#### SET EXERCISE
Say how many lines of the material below contain the word "this", with no other words.

#### STORED ROWS

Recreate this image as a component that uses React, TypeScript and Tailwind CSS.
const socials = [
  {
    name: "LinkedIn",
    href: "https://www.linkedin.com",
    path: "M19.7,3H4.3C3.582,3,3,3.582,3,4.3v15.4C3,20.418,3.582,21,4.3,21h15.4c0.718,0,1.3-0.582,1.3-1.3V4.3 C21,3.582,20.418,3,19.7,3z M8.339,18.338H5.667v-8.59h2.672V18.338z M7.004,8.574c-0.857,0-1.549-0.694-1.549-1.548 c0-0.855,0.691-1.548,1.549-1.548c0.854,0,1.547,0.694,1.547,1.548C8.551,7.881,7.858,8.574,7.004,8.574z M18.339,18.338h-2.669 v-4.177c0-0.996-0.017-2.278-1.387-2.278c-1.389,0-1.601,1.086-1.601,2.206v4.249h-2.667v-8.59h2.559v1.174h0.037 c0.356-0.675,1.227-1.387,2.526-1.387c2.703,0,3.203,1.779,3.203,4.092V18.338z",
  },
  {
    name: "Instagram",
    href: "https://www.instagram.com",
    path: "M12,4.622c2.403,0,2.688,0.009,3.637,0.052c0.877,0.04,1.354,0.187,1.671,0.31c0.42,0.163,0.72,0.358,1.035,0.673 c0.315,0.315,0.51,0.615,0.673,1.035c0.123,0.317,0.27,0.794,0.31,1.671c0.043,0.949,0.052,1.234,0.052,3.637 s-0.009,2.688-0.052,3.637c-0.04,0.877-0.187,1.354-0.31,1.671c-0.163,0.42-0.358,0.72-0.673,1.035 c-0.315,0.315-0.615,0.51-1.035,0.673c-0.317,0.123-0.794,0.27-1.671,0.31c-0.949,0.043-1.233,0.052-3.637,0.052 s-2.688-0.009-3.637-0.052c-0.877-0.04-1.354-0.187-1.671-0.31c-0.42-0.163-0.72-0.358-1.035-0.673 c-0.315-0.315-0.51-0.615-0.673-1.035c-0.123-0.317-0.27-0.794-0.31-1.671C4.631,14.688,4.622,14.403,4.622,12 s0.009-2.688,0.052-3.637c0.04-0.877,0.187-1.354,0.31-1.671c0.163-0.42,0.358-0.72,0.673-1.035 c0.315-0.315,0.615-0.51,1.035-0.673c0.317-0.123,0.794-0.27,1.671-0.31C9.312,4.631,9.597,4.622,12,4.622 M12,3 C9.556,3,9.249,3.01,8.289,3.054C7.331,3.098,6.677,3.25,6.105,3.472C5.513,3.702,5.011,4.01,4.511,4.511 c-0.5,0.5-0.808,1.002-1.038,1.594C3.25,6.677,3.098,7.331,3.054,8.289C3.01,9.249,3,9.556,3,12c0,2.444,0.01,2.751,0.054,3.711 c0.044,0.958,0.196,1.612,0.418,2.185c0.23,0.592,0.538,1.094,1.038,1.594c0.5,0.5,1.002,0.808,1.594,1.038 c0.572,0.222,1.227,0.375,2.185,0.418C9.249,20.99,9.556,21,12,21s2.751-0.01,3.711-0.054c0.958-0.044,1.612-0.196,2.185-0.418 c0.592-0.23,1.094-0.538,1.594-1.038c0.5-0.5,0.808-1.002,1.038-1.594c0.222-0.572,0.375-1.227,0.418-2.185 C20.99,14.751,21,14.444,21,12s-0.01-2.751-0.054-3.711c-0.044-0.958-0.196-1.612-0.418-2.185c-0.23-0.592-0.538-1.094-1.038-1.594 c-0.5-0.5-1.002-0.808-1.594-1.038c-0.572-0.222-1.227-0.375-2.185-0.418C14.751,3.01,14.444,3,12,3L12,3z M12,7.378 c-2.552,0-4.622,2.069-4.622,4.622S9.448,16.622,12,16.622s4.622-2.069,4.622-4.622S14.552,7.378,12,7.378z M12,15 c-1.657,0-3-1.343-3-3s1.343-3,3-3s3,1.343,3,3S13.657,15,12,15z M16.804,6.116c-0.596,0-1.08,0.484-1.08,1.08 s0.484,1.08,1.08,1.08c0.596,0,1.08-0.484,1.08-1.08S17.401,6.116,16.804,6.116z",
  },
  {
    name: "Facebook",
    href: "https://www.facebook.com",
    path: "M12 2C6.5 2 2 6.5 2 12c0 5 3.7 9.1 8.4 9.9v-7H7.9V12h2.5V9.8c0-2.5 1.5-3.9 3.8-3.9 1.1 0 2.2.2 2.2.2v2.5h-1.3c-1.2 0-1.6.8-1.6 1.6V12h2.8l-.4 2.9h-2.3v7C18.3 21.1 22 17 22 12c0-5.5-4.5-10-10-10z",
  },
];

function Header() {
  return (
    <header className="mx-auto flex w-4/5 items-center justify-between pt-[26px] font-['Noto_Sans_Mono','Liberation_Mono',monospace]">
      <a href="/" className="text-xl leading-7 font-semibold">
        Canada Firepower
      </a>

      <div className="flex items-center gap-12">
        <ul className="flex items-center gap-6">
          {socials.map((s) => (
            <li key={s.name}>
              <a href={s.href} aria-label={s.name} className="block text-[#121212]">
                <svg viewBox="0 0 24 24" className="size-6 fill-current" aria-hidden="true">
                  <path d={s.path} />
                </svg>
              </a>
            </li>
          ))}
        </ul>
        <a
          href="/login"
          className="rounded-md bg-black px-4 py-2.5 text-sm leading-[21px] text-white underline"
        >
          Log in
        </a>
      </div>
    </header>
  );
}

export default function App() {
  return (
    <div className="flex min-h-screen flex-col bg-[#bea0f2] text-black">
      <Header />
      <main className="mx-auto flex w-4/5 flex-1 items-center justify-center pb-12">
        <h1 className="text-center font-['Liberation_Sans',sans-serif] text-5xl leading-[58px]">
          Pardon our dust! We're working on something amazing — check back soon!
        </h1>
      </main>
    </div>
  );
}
==
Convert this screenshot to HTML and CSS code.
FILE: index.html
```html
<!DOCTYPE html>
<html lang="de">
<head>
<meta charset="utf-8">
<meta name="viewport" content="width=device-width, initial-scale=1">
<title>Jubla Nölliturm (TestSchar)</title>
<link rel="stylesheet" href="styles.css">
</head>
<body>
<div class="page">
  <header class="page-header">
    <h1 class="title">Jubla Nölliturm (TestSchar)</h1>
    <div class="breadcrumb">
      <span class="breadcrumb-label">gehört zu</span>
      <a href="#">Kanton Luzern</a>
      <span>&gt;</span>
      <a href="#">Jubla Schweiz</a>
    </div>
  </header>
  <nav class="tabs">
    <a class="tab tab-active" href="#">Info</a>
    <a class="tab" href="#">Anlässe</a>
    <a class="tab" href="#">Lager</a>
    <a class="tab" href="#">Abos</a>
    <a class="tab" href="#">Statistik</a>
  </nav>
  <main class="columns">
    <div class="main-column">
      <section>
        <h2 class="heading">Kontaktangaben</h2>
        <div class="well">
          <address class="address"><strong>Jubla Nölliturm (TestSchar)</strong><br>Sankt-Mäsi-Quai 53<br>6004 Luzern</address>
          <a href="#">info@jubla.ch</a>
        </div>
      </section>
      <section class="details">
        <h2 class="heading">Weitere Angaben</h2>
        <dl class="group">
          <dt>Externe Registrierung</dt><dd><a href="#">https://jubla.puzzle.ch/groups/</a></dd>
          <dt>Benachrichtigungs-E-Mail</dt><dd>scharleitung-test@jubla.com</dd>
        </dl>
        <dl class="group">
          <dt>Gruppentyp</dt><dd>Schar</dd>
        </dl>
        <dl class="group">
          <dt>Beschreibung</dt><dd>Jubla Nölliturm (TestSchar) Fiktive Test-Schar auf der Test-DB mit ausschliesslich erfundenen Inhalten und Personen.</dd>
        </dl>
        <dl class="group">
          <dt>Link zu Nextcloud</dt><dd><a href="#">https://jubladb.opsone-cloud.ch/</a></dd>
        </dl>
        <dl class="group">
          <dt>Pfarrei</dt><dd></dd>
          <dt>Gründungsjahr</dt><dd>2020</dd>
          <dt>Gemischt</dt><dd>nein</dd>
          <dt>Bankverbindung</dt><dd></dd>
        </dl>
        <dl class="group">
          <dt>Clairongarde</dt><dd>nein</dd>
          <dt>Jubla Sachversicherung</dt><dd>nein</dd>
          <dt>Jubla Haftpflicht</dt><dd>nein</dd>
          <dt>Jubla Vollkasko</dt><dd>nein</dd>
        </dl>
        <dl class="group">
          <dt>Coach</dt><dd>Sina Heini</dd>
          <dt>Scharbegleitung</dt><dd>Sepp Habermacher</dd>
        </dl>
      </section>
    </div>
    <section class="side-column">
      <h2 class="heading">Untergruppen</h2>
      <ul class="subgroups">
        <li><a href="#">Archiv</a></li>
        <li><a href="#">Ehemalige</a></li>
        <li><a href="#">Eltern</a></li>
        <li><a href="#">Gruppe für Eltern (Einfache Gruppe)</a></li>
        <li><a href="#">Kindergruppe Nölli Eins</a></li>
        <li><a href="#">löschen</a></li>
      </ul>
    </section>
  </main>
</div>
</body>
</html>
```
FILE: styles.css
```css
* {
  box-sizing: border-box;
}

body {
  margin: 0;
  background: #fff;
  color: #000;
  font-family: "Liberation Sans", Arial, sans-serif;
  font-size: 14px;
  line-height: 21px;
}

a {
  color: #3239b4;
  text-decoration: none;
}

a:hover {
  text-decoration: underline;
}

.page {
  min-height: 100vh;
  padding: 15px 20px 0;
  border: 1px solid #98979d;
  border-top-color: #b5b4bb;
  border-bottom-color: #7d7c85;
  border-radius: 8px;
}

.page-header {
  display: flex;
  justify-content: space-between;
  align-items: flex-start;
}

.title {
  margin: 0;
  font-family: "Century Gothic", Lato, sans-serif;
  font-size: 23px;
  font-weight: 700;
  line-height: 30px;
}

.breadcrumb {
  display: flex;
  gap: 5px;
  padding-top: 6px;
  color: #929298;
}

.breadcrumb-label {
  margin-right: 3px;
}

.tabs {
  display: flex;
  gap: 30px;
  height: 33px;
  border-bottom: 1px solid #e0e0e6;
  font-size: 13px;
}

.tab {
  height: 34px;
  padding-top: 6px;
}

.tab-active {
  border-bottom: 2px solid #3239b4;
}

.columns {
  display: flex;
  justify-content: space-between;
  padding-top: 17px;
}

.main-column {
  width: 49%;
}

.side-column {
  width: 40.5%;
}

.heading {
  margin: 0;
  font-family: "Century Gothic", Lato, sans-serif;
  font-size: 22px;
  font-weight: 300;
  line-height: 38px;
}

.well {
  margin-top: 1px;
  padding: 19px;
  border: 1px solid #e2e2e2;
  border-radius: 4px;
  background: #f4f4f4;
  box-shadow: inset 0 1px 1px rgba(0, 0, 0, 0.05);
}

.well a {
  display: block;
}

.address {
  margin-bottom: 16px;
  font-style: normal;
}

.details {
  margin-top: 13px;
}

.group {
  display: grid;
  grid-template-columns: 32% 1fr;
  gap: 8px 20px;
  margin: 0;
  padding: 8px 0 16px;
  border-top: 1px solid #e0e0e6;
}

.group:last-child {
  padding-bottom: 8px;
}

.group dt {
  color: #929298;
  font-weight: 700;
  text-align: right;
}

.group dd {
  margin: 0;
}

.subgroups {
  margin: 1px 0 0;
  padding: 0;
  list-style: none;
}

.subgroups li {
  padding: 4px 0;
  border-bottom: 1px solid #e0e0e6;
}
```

#### WRITTEN RESPONSE
2